[Begin Input material]

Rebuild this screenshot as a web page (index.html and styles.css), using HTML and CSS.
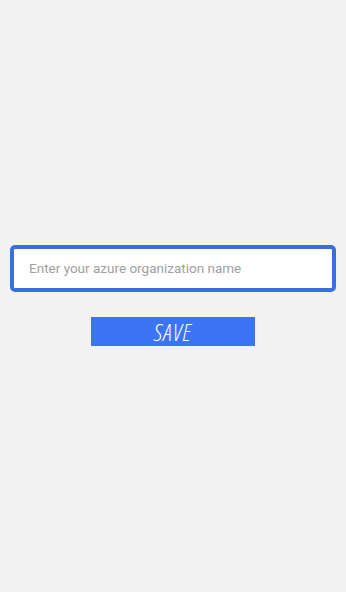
FILE: index.html
```html
<!DOCTYPE html>
<html>
<head>
<meta charset="utf-8">
<link rel="stylesheet" href="styles.css">
</head>
<body>
<main class="page">
  <div class="field">
    <span class="placeholder">Enter your azure organization name</span>
  </div>
  <button class="save">SAVE</button>
</main>
</body>
</html>
```
FILE: styles.css
```css
html, body {
  margin: 0;
  padding: 0;
  background: #f2f2f2;
  height: 100%;
}
.page {
  display: flex;
  flex-direction: column;
  align-items: center;
  padding: 245px 10px 0;
  box-sizing: border-box;
  height: 592px;
}
.field {
  box-sizing: border-box;
  width: 326px;
  height: 47px;
  border: 4px solid #3a6fe2;
  border-radius: 5px;
  background: #ffffff;
  display: flex;
  align-items: center;
  padding-left: 15px;
}
.placeholder {
  font-family: Roboto, "Liberation Sans", sans-serif;
  font-size: 13.5px;
  color: #a0a0a0;
  padding-bottom: 1px;
}
.save {
  margin-top: 25px;
  width: 164px;
  height: 29px;
  border: none;
  background: #3b74f4;
  color: #ffffff;
  font-family: "Open Sans", "DejaVu Sans", sans-serif;
  font-style: italic;
  font-stretch: 85%;
  font-size: 24px;
  font-weight: 300;
  letter-spacing: 1px;
  line-height: 29px;
  padding: 0;
}
```
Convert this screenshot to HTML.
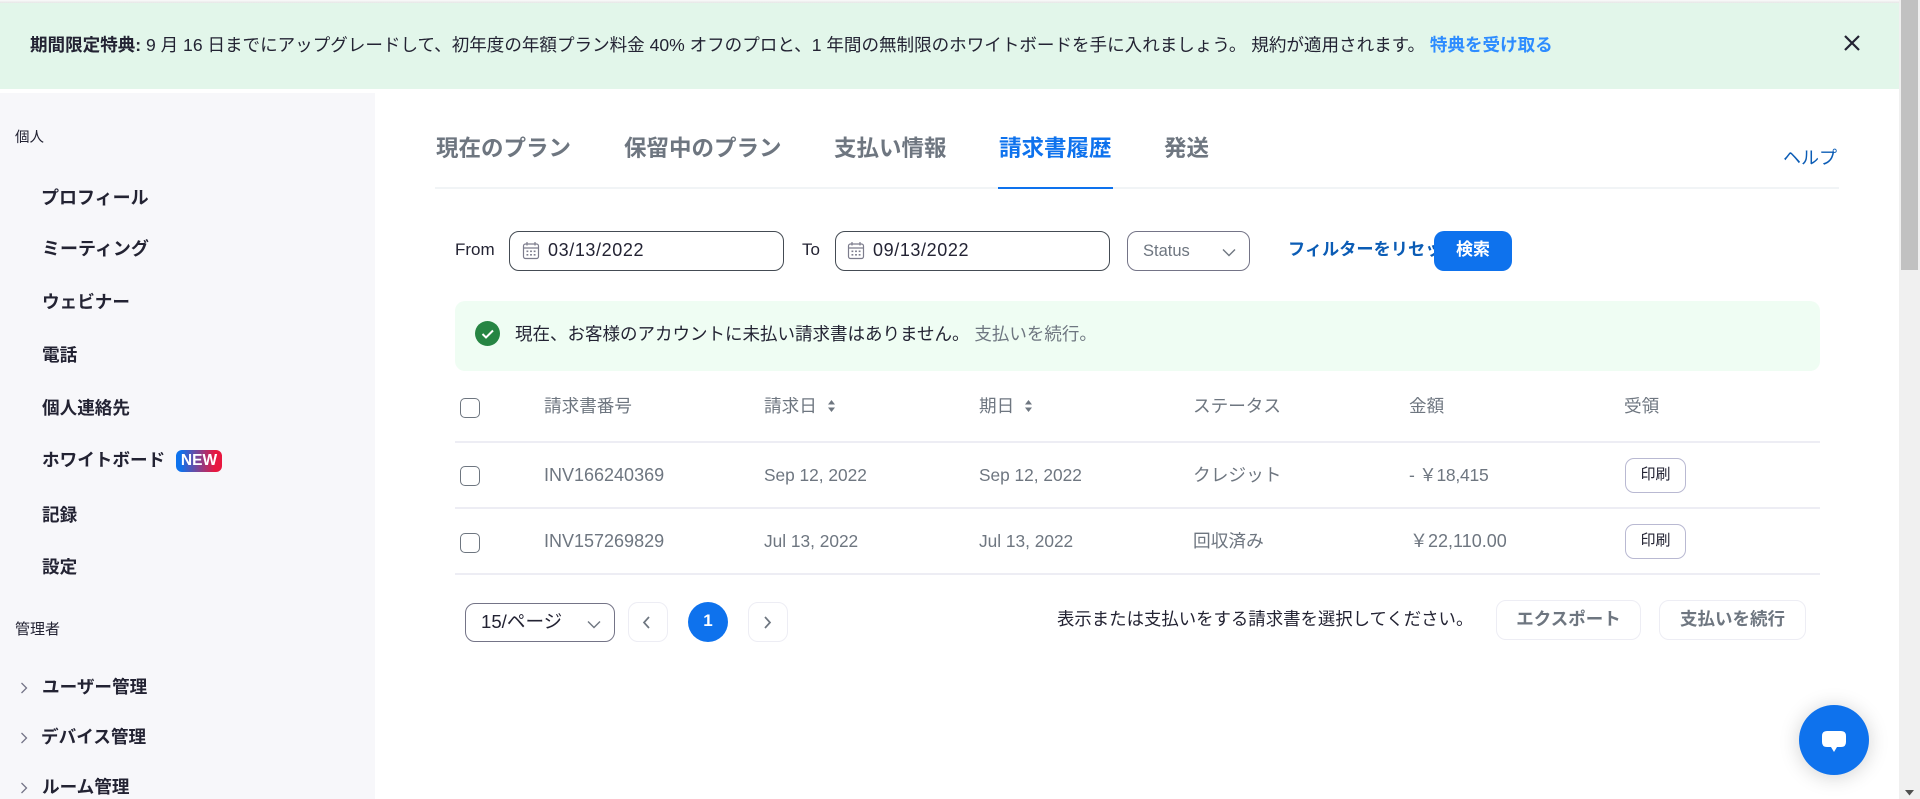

[End Input material]

▶ **What you are asked to do**
Without the pictures, return the entries exactly as they appear.

▶ **Answer to this problem**
Rebuild this screenshot as a web page (index.html and styles.css), using HTML and CSS.
FILE: index.html
```html
<!DOCTYPE html>
<html>
<head>
<meta charset="utf-8">
<link rel="stylesheet" href="styles.css">
</head>
<body>
<main class="page">
  <div class="field">
    <span class="placeholder">Enter your azure organization name</span>
  </div>
  <button class="save">SAVE</button>
</main>
</body>
</html>
```
FILE: styles.css
```css
html, body {
  margin: 0;
  padding: 0;
  background: #f2f2f2;
  height: 100%;
}
.page {
  display: flex;
  flex-direction: column;
  align-items: center;
  padding: 245px 10px 0;
  box-sizing: border-box;
  height: 592px;
}
.field {
  box-sizing: border-box;
  width: 326px;
  height: 47px;
  border: 4px solid #3a6fe2;
  border-radius: 5px;
  background: #ffffff;
  display: flex;
  align-items: center;
  padding-left: 15px;
}
.placeholder {
  font-family: Roboto, "Liberation Sans", sans-serif;
  font-size: 13.5px;
  color: #a0a0a0;
  padding-bottom: 1px;
}
.save {
  margin-top: 25px;
  width: 164px;
  height: 29px;
  border: none;
  background: #3b74f4;
  color: #ffffff;
  font-family: "Open Sans", "DejaVu Sans", sans-serif;
  font-style: italic;
  font-stretch: 85%;
  font-size: 24px;
  font-weight: 300;
  letter-spacing: 1px;
  line-height: 29px;
  padding: 0;
}
```
Convert this screenshot to HTML.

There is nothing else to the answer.